La classe politico-parlamentare nazionale ha peccato di un’autoreferenzialità eccessiva, fino alla sordità che ha condotto all’esito di queste ultime elezioni che vedono quale primo partito un movimento guidato da una specie di Santone telematico-plebiscitario che ha trovato nel web lo strumento per raccogliere e incantare come il Pifferaio della fiaba dei fratelli Grimm un gruppo di giovani, ora in buonafede ora in stato d’animo inacidito da stato di disoccupazione o da assenza di ideologie rivoluzionarie pret-à-porter. Questo gruppetto di baldi giovanotti ha avuto l’abilità e la fortuna di intercettare un’ondata di malcontento esploso con la crisi economica e aggravata dalla pochezza morale e intellettuale di gran parte della classe dirigente (non solo politica).

Su questa cecità e sordità della classe dirigente dell’ultimo ventennio (e oltre) siamo tutti d’accordo. La campanella è suonata, forte, fortissima, nel pomeriggio del 25 febbraio 2013. La ricreazione è finita, da tempo! Mi auguro che Pd e Pdl si siano svegliati e che tutti gli opinion-makers che si dicono sinceramente democratici e, spero, anche liberali, si adoperino perché queste istituzioni repubblicane sappiano finalmente riformarsi in sintonia con il senso di realtà che ci lega agli accordi europei e alle compatibilità di bilancio. E alla necessità di modernizzazione infrastrutturale che ci assilla.

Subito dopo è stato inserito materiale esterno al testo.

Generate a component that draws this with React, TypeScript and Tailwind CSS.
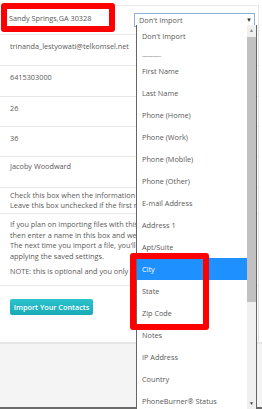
const options = [
  "First Name",
  "Last Name",
  "Phone (Home)",
  "Phone (Work)",
  "Phone (Mobile)",
  "Phone (Other)",
  "E-mail Address",
  "Address 1",
  "Apt/Suite",
  "City",
  "State",
  "Zip Code",
  "Notes",
  "IP Address",
  "Country",
  "PhoneBurner® Status",
];

function App() {
  return (
    <div
      className="relative w-[262px] h-[409px] overflow-hidden bg-[#f4f4f4] text-[#595959] text-[7.3px]"
      style={{ fontFamily: '"Open Sans", "Liberation Sans", sans-serif' }}
    >
      {/* main white panel */}
      <div className="h-[344px] bg-white border-b-2 border-[#e6e6e6] pt-[5px]">
        <div className="w-[259px] border-r border-[#e3e3e3] h-full">
          <div className="h-[29px] border-t border-[#e8e8e8] flex items-start justify-between pl-[7px] pr-[4px] pt-[4px]">
            <div className="w-[101px] h-[17px] flex items-center px-[2px] whitespace-nowrap">Sandy Springs,GA 30328</div>
            <div className="mt-[3px] -mr-[1px] w-[121px] h-[14px] border border-[#8eafd6] flex items-center justify-between pl-[4px] pr-[2px]">
              <span>Don't Import</span>
              <span className="text-[6px] text-[#333]">▼</span>
            </div>
          </div>
          <div className="h-[31px] border-t border-[#e8e8e8] pl-[10px] pt-[5px] leading-[12px] whitespace-nowrap">trinanda_lestyowati@telkomsel.net</div>
          <div className="h-[31px] border-t border-[#e8e8e8] pl-[10px] pt-[5px] leading-[12px]">6415303000</div>
          <div className="h-[30px] border-t border-[#e8e8e8] pl-[10px] pt-[5px] leading-[12px]">26</div>
          <div className="h-[30px] border-t border-[#e8e8e8] pl-[10px] pt-[5px] leading-[12px]">36</div>
          <div className="h-[31px] border-t border-[#e8e8e8] pl-[10px] pt-[3px] leading-[12px]">Jacoby Woodward</div>
          <div className="h-[26px] border-t border-[#e8e8e8] pl-[10px] pt-[2px]">
            <div className="w-[126px] overflow-hidden whitespace-nowrap leading-[10px]">
              <div>Check this box when the information you are importing has a header row.</div>
              <div>Leave this box unchecked if the first row contains contact data.</div>
            </div>
          </div>
          <div className="h-[72px] border-t border-[#e8e8e8] pl-[10px] pt-[5px]">
            <div className="w-[126px] overflow-hidden whitespace-nowrap leading-[10.7px]">
              <div>If you plan on importing files with this format again,</div>
              <div>then enter a name in this box and we'll save these settings.</div>
              <div>The next time you import a file, you'll have the option of</div>
              <div>applying the saved settings.</div>
              <div className="mt-[4px]">NOTE: this is optional and you only need to do it once.</div>
            </div>
          </div>
          <div className="border-t border-[#e8e8e8] pl-[10px] pt-[13px]">
            <button className="h-[16px] w-[83px] rounded-[2px] bg-gradient-to-b from-[#2cc3cc] to-[#17aab5] text-white text-[7.3px] font-semibold flex items-center justify-center">
              Import Your Contacts
            </button>
          </div>
        </div>
      </div>
      <div className="absolute left-0 right-0 bottom-0 h-[2px] bg-[#6b6b6b]" />

      {/* open dropdown list */}
      <div className="absolute left-[136px] top-[25px] w-[121px] h-[384px] bg-white border-l border-r border-[#666] flex">
        <div className="flex-1">
          <div className="h-[22px] flex items-center pl-[5px]">Don't Import</div>
          <div className="h-[13px] flex items-end pl-[5px] leading-[8px] text-[6px] tracking-[-0.5px]">-------------</div>
          {options.map((o) => (
            <div
              key={o}
              className={`h-[22px] flex items-center pl-[5px] ${o === "City" ? "bg-[#1e90ff] text-white" : ""}`}
            >
              {o}
            </div>
          ))}
        </div>
        <div className="w-[9px] bg-[#f0f0f0] flex flex-col items-center">
          <div className="h-[12px] flex items-center text-[5px] text-[#888]">▲</div>
          <div className="w-[9px] h-[265px] bg-[#c1c1c1]" />
          <div className="mt-auto mb-[3px] text-[5px] leading-[6px] text-[#444]">▼</div>
        </div>
      </div>

      {/* red annotation boxes */}
      <div className="absolute left-[1px] top-[3px] w-[114px] h-[29px] border-[6px] border-[#ff0000] rounded-[3px]" />
      <div className="absolute left-[130px] top-[253px] w-[79px] h-[77px] border-[6px] border-[#ff0000] rounded-[3px]" />
    </div>
  );
}

export default App;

L’unico vero auspicabile “reset” sta nel varo di una serie, numerata e circoscritta, di riforme che partano dai tagli drastici ai “costi della politica” (dai rimborsi elettorali al dimezzamento del numero dei parlamentari), producano una severa legge anticorruzione e che subito giungano ad alcune fondamentali riforme costituzionali, dall’eliminazione del bicameralismo perfetto all’introduzione della sfiducia costruttiva, per esempio.

Se invece si continuerà a traccheggiare da parte del Pd e del Pdl e l’oligarchia partitica si dimostrerà ancora e definitivamente tale, tutta presa dai veti incrociati, dalla delegittimazione reciproca per continuare poi nella spartizione delle residue prebende, nella irritante dimenticanza del “paese reale”, si gonfierà a dismisura il mostro dell’antipolitica e del populismo fanfarone e pericolosamente confusionario, oscillante tra una forma di leghismo in salsa ambientalista e anarcoide nonché hi-tech e utopie da modernariato ideologico. Adesso non è più un’ipotesi ma una realtà di oltre 160 deputati nel Parlamento, cuore delle nostre istituzioni politiche.

Al Pd l’iniziativa, al Pdl la replica, senza che il Pd appaia il “pdmenoelle”, come dice Grillo. Non sarà facile, anzitutto dal punto di vista tecnico del funzionamento di una maggioranza governativa. E anche se Pd e M5S trovassero un qualche accordo, non sarà una luna di miele, a meno che il Pd non voglia snaturare la propria originaria ragion d’essere e riattizzare la latente guerra civile nel Paese e ridare a Berlusconi lo scettro dei moderati e il dominio del Nord. Non basta la legge sul conflitto di interessi a fondare una coalizione o formare una maggioranza di governo del Paese. Tanto meno a produrre il cambiamento di cui l’Italia ha bisogno.

Se si riuscisse però a varare un pacchetto di dieci riforme che spazino dai costi della politica al mercato del lavoro (alcuni robusti ritocchi alla legge Fornero) alle riforme costituzionali, anche il voto grillino sarà servito alla democrazia. E gli stessi deputati a cinque stelle dovrebbero votarle. Si rivelerebbero così quel pungolo positivo e costruttivo che non si trovava più all’interno dei partiti tradizionali. Benissimo. Li attendiamo al lavoro parlamentare. Il tempo dei “No” e dei “Vaffa” è finito, altrimenti si dimostreranno anch’essi inutili.

In caso contrario, scopriremo quanto poco simpatica sia una vera e propria crisi di sistema e assenza di governo. Anche se gli italiani, sotto sotto, l’hanno sempre cercata, memori di quel che facevano prima del 1861. Ma cerchiamo di essere una volta tanto orgogliosi del nostro Risorgimento e non mettiamoci nelle condizioni di essere commissariati dai tedeschi. Basta quanto accaduto dopo l’8 settembre 1943. Speriamo stavolta di non avere gli ennesimi King Makers che non sono all’altezza della situazione. E facciamo gli scongiuri: questa è la diciassettesima legislatura…!!